***** INPUT MATERIAL
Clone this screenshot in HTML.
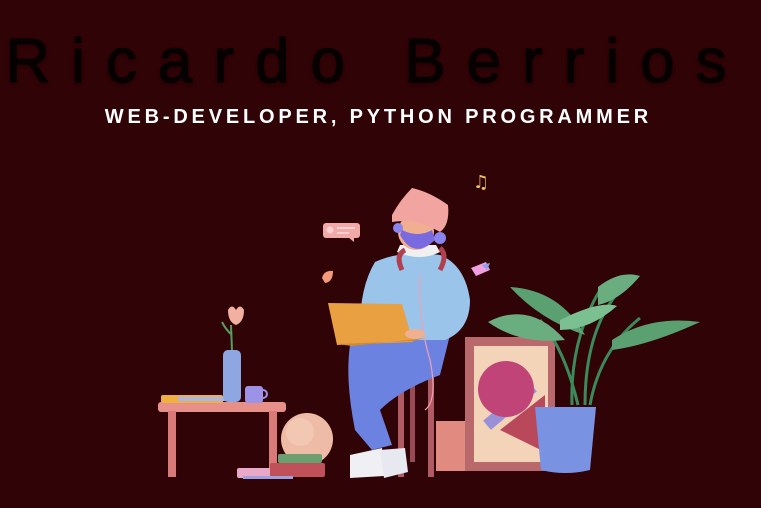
<!DOCTYPE html>
<html><head><meta charset="utf-8"><style>
html,body{margin:0;padding:0;}
body{width:761px;height:508px;background:#300306;overflow:hidden;position:relative;font-family:"Liberation Sans",sans-serif;}
h1{position:absolute;left:-4px;top:26px;width:761px;margin:0;text-align:center;font-size:62px;font-weight:400;letter-spacing:21px;color:#060000;text-indent:0;white-space:nowrap;-webkit-text-stroke:1.2px #060000;text-shadow:0 2px 3px rgba(0,0,0,.4);}
h2{position:absolute;left:-4px;top:106px;width:761px;margin:0;text-align:center;font-size:20px;font-weight:700;letter-spacing:3.8px;text-indent:3.8px;color:#fff;white-space:nowrap;}
svg{position:absolute;left:0;top:0;}
</style></head><body>
<h1>Ricardo Berrios</h1>
<h2>WEB-DEVELOPER, PYTHON PROGRAMMER</h2>
<svg width="761" height="508" viewBox="0 0 761 508">
<rect x="158" y="402" width="128" height="10" rx="3" fill="#e7908a"/>
<rect x="168" y="411" width="8" height="66" fill="#d97a78"/>
<rect x="269" y="411" width="8" height="66" fill="#d97a78"/>
<rect x="161" y="395" width="62" height="8" rx="2" fill="#f0b040"/>
<rect x="178" y="397" width="50" height="4" fill="#a9b6e8"/>
<path d="M232 351 L231 325 M232 335 Q226 330 222 322" stroke="#5a9a60" stroke-width="2" fill="none"/>
<path d="M228 310 Q232 303 236 310 Q240 303 244 310 Q244 322 236 325 Q228 322 228 310Z" fill="#f2b0a0"/>
<rect x="223" y="350" width="18" height="52" rx="5" fill="#8ea6e2"/>
<rect x="245" y="386" width="18" height="17" rx="3" fill="#9c92e8"/>
<path d="M263 390 a4 4 0 0 1 0 8" stroke="#9c92e8" stroke-width="2" fill="none"/>
<circle cx="307" cy="439" r="26" fill="#eebca6"/>
<circle cx="300" cy="432" r="14" fill="#f5d0bc" opacity=".6"/>
<rect x="237" y="468" width="55" height="10" rx="2" fill="#e8a8c8"/>
<rect x="270" y="463" width="55" height="14" rx="2" fill="#c0505a"/>
<rect x="278" y="454" width="44" height="9" rx="2" fill="#6aa070"/>
<rect x="243" y="476" width="50" height="3" fill="#a0a0e0"/>
<rect x="436" y="421" width="32" height="50" fill="#e08a80"/>
<rect x="465" y="337" width="90" height="134" fill="#b9686c"/>
<rect x="474" y="346" width="74" height="116" fill="#f3d4b8"/>
<rect x="480" y="400" width="60" height="12" fill="#9a90d8" transform="rotate(-40 510 406)"/>
<circle cx="506" cy="389" r="28" fill="#c04478"/>
<path d="M500 430 L545 395 L545 452Z" fill="#b8485a"/>
<path d="M572 405 Q570 340 600 290 M578 405 Q565 350 540 320 M590 405 Q600 350 640 318 M585 405 Q585 330 620 290" stroke="#3c8a5c" stroke-width="3" fill="none"/>
<path d="M488 322 Q530 300 565 340 Q520 345 488 322Z" fill="#6aae80"/>
<path d="M510 287 Q560 290 585 335 Q540 320 510 287Z" fill="#5aa070"/>
<path d="M560 320 Q600 300 617 306 Q590 330 560 330Z" fill="#7ac090"/>
<path d="M598 287 Q620 270 640 276 Q620 300 598 305Z" fill="#6aae80"/>
<path d="M612 340 Q650 315 700 322 Q650 345 612 350Z" fill="#5aa070"/>
<path d="M535 407 L596 407 L590 470 Q565 476 541 470Z" fill="#7a92e2"/>
<rect x="390" y="364" width="48" height="9" rx="2" fill="#c06870"/>
<rect x="398" y="372" width="6" height="105" fill="#b05a64"/>
<rect x="428" y="372" width="6" height="105" fill="#b05a64"/>
<rect x="410" y="372" width="5" height="90" fill="#9a4a54"/>
<path d="M350 345 Q345 380 355 430 L372 450 L392 445 L380 410 Q400 390 440 375 L450 335 L380 335Z" fill="#6c82e0"/>
<path d="M350 455 L382 448 L384 476 L350 478Z" fill="#f0f0f4"/>
<path d="M380 450 L405 448 L408 472 L384 478Z" fill="#e8e8f0"/>
<path d="M360 340 Q358 290 375 262 Q400 250 440 255 Q465 265 470 300 Q470 330 445 340Z" fill="#9ac4ea"/>
<path d="M397 252 Q420 262 440 252 L436 245 L400 245Z" fill="#f0f0f0"/>
<path d="M402 270 Q395 255 405 250 M440 270 Q448 255 440 248" stroke="#b04050" stroke-width="5" fill="none"/>
<path d="M420 275 Q418 320 430 360 Q438 400 425 410" stroke="#f0a0b8" stroke-width="1.2" fill="none"/>
<ellipse cx="416" cy="232" rx="18" ry="18" fill="#f0b090"/>
<path d="M400 235 Q414 260 435 240 L432 230 Q418 238 402 230Z" fill="#7a6ae0"/>
<path d="M392 215 Q400 200 412 188 Q430 192 448 205 Q450 225 440 232 Q415 218 392 222Z" fill="#f2a4a0"/>
<circle cx="398" cy="228" r="5" fill="#8a84ee"/><circle cx="440" cy="238" r="6" fill="#8a84ee"/>
<path d="M328 303 L402 304 L413 342 L337 345Z" fill="#e8a040"/>
<path d="M337 344 L413 341 L425 338 L352 346Z" fill="#d08a30"/>
<ellipse cx="415" cy="334" rx="10" ry="5" fill="#f0b090"/>
<rect x="323" y="223" width="37" height="15" rx="3" fill="#f2aaa8"/>
<path d="M348 237 l6 5 v-5z" fill="#f2aaa8"/>
<circle cx="330" cy="230" r="3.5" fill="#f8d0d0"/>
<rect x="337" y="227" width="18" height="2" fill="#f8d0d0"/><rect x="337" y="232" width="12" height="2" fill="#f8d0d0"/>
<path d="M322 278 Q324 270 333 271 Q333 282 325 283Z" fill="#f29a7a"/>
<path d="M471 268 L486 262 L490 270 L476 276Z" fill="#f0a0e0"/>
<path d="M482 265 L490 263 L487 270Z" fill="#8aa0e8"/>
<text x="473" y="188" font-size="18" fill="#f0c060" font-family="DejaVu Sans">♫</text>
</svg>
</body></html>
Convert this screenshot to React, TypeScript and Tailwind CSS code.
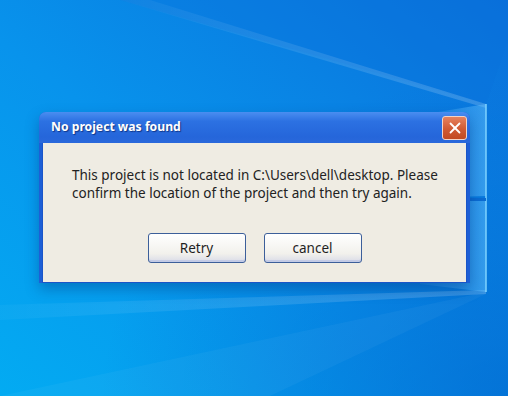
import { X } from 'lucide-react'

function Wallpaper() {
  return (
    <svg className="absolute inset-0" width="508" height="396" viewBox="0 0 508 396">
      <defs>
        <linearGradient id="bg" x1="0" y1="1" x2="1" y2="0">
          <stop offset="0" stopColor="#03abf2" />
          <stop offset="0.45" stopColor="#0893ec" />
          <stop offset="1" stopColor="#0a6fda" />
        </linearGradient>
        <linearGradient id="pane" x1="0" y1="0" x2="1" y2="0">
          <stop offset="0" stopColor="#4fb6ff" stopOpacity="0.15" />
          <stop offset="1" stopColor="#6cc6ff" stopOpacity="0.45" />
        </linearGradient>
        <linearGradient id="beam" x1="0" y1="0" x2="1" y2="0">
          <stop offset="0" stopColor="#ffffff" stopOpacity="0.03" />
          <stop offset="1" stopColor="#ffffff" stopOpacity="0.18" />
        </linearGradient>
        <radialGradient id="dark" cx="1" cy="1" r="0.8">
          <stop offset="0" stopColor="#0057c4" stopOpacity="0.5" />
          <stop offset="1" stopColor="#0057c4" stopOpacity="0" />
        </radialGradient>
      </defs>
      <rect width="508" height="396" fill="url(#bg)" />
      <rect width="508" height="396" fill="url(#dark)" />
      {/* upper beam */}
      <polygon points="120,0 508,0 508,40 486,104" fill="#0a72dc" opacity="0.3" />
      <polygon points="120,0 150,0 486,104 486,108" fill="url(#beam)" />
      {/* lower beams */}
      <polygon points="0,305 486,290 486,294 0,320" fill="url(#beam)" />
      <polygon points="0,396 270,396 486,294 486,292" fill="#ffffff" opacity="0.04" />
      {/* windows logo panes */}
      <polygon points="420,115 486,104 486,196 420,198" fill="url(#pane)" />
      <polygon points="420,201 486,201 486,292 420,284" fill="url(#pane)" />
      <line x1="486" y1="104" x2="486" y2="292" stroke="#7fd3ff" strokeWidth="1.5" />
      <line x1="420" y1="199.5" x2="486" y2="199.5" stroke="#0a6bd2" strokeWidth="3" />
    </svg>
  )
}

export default function App() {
  return (
    <div className="relative w-[508px] h-[396px] overflow-hidden" style={{ fontFamily: '"Noto Sans", "Open Sans", sans-serif' }}>
      <Wallpaper />

      <div className="relative pt-[112px] pl-[39px]">
        {/* Dialog */}
        <div className="w-[431px] rounded-t-[7px] bg-[#1d5fd6] shadow-[0_6px_14px_rgba(0,40,110,0.35)]">
          {/* Title bar */}
          <div className="h-[31px] flex items-center justify-between pl-[12px] pr-[3px] rounded-t-[7px] bg-[linear-gradient(to_bottom,#4a8ef0_0%,#2c71e2_30%,#2566da_80%,#2a69db_100%)]">
            <span className="text-white text-[12.2px] font-bold [text-shadow:1px_1px_1px_rgba(0,20,80,0.6)]">
              No project was found
            </span>
            <div className="w-[25px] h-[24px] flex items-center justify-center rounded-[3px] border border-[#f3d3c6] bg-[linear-gradient(to_bottom,#e6825e,#d05a33_55%,#c24a22)]">
              <X size={18} strokeWidth={2.4} color="#ffffff" />
            </div>
          </div>

          {/* Body */}
          <div className="mx-[3px] mb-[3px] bg-[#efece3] border border-t-0 border-[#1a55c8] pt-[23px] pb-[19px]">
            <p className="pl-[29px] text-[13.5px] leading-[18px] text-[#222222]">
              This project is not located in C:\Users\dell\desktop. Please<br />
              confirm the location of the project and then try again.
            </p>
            <div className="mt-[31px] flex justify-center gap-[18px]">
              {['Retry', 'cancel'].map(label => (
                <button
                  key={label}
                  className="w-[98px] h-[30px] pt-[1px] rounded-[3px] border border-[#3c5f9a] text-[13.5px] text-[#1f1f1f] bg-[linear-gradient(to_bottom,#ffffff,#f2f1ec_70%,#d9dbe8)] shadow-[inset_0_-2px_0_#c3cbe6]"
                >
                  {label}
                </button>
              ))}
            </div>
          </div>
        </div>
      </div>
    </div>
  )
}
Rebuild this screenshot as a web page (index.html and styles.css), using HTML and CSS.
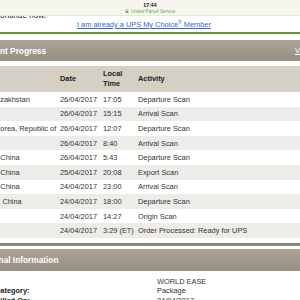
**********
● TASK REQUIREMENTS
Report how many lines in this data include the string "screenshot", and nothing else.

● TASK SOLUTION
3